On November 4th The International Union for Pure and Applied Physics (IUPAP) officially announced that elements 110, 111 and 112 are to be known officially as darmstadtium (Ds), roentgenium (Rg) and copernicium (Cn). The names come from the German city of Darmstadt where several new elements have been artificially created; Wilhelm Konrad Roentgenm, the discoverer of X-rays; and the astronomer Nicholas Copernicus who was one of the first to propose the heliocentric model of the solar system. Of the three names it is the last one that has caused the most controversy. Apart from honouring a great scientist it was chosen because the structure of the atom broadly speaking resembles that of a miniature solar system in which the nucleus plays the role of the sun and the electrons behave as the planets do, an idea that originated with the work of Rutherford incidentally. Except that electrons don’t quite orbit the nucleus. One of the major discoveries to emerge from the application of quantum mechanics to the study of the atom has been the realisation that electrons do not follow planetary-like orbits around the nucleus. The electrons behave as much as diffuse waves as they do as particles, and as such they exist everywhere at once within so-called orbitals. The change in wording from ‘orbit’ to ‘orbital’ is a little unfortunate since it does not begin to convey the enormous conceptual change from Rutherford’s solar system model to the quantum model.
Another controversial aspect of all the synthetic elements, that lie beyond the old boundaries of the periodic table, or elements 1 to 92, is that they are radioactive and mostly very short lived which leads most people to think that making them is an enormous waste of time and resources. But such a view is a little short sighted. Some of these elements have found important applications. Take element 95 or americium for example. It has managed to find its way into every modern household as a vital component of smoke detectors.
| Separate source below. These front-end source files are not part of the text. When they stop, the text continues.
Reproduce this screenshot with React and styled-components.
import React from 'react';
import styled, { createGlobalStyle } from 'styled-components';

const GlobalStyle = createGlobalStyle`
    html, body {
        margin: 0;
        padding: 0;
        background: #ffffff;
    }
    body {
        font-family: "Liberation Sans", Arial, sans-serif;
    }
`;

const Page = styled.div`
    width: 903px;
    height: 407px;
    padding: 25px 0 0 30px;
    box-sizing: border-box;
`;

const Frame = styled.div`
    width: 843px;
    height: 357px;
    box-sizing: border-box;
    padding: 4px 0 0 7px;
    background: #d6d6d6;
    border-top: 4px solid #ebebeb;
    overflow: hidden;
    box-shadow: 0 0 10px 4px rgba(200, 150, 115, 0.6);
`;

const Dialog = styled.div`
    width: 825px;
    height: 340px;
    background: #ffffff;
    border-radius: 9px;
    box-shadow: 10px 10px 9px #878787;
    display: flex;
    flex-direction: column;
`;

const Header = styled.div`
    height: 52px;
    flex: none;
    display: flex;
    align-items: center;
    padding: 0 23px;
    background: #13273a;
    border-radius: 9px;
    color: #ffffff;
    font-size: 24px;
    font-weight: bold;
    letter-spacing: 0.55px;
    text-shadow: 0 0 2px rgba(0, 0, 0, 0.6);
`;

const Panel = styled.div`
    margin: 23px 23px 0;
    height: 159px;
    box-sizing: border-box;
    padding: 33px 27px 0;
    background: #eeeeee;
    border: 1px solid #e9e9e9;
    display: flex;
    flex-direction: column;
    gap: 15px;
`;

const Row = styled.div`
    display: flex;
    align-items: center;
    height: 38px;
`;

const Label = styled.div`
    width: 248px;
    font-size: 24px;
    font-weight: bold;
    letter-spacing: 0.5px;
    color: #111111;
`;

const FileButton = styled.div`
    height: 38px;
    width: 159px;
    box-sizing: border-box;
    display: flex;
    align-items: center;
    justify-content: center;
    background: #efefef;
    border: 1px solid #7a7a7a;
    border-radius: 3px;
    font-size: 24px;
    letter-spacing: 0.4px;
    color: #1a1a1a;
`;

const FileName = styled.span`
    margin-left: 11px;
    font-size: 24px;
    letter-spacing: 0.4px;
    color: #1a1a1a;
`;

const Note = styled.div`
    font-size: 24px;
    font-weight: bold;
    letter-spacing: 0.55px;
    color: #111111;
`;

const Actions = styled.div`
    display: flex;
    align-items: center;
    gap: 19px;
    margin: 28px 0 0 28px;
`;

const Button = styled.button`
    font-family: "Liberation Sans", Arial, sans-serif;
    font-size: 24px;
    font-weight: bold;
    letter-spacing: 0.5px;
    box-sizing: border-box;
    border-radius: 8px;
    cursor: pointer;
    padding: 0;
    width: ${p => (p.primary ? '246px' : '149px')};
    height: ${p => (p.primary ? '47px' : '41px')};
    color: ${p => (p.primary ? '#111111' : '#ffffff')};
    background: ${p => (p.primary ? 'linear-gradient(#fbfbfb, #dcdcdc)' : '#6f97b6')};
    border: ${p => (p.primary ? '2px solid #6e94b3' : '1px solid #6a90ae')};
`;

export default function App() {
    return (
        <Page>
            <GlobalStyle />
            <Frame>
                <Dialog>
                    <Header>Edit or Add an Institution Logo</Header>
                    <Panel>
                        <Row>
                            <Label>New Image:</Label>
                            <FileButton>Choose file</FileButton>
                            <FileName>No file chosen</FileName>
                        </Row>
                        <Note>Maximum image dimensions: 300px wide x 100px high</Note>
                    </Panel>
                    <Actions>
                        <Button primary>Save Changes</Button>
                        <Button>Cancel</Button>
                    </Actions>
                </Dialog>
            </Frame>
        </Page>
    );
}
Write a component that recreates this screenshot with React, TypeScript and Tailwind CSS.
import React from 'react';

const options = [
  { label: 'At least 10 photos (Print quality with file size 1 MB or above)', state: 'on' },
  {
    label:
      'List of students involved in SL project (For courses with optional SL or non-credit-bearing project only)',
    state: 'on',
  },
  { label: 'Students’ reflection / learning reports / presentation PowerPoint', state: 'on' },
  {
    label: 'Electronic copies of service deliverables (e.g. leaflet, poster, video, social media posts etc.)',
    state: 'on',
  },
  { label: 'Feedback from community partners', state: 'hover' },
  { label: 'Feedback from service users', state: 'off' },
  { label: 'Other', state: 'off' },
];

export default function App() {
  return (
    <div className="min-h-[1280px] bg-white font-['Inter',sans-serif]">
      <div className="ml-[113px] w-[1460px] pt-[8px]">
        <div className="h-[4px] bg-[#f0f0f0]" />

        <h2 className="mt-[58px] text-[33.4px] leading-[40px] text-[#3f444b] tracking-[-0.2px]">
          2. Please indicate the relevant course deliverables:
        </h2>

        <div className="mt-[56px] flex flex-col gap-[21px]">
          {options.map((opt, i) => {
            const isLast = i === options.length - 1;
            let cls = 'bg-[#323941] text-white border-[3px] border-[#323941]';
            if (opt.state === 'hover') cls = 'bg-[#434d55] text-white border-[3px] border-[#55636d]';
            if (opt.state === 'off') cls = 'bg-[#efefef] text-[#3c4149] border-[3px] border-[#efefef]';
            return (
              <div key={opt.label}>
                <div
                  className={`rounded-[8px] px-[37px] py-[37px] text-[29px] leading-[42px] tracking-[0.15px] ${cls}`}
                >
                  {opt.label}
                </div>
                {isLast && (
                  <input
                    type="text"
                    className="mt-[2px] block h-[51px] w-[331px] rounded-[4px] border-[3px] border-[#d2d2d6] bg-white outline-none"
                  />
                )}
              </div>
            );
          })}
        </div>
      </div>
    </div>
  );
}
Or consider the element technetium, which has a far lower atomic number of 43 but which was first discovered in Palermo, Sicily in 1937 after being artificially created in a cyclotron machine in Berkeley, California. Over the subsequent years technetium has found its way into every major hospital in the world and is used in a plethora of medical scanning procedures as well as for treating various medical conditions. It was later found that technetium occurs naturally on earth but in absolutely minute amounts. This happens because technetium is a bi-product of the natural decay of uranium and also because it is a bi-product in the operation of nuclear reactors. The second of these sources provides macroscopic amounts of technetium, which allow scientists to study the chemistry of the element in great detail and to make many new and medically useful compounds. There have been entire conferences devoted to the chemistry and uses of technetium.
Nobody has yet found the means of producing macroscopic amounts of the most recently named elements, and they probably won’t, but their formation provides chemists and physicists with an excellent opportunity to refine theories on nuclei and atoms and new techniques with which to experiment upon them. Almost of matter is made of the elements and that’s why the elements really matter to us, even the more exotic ones.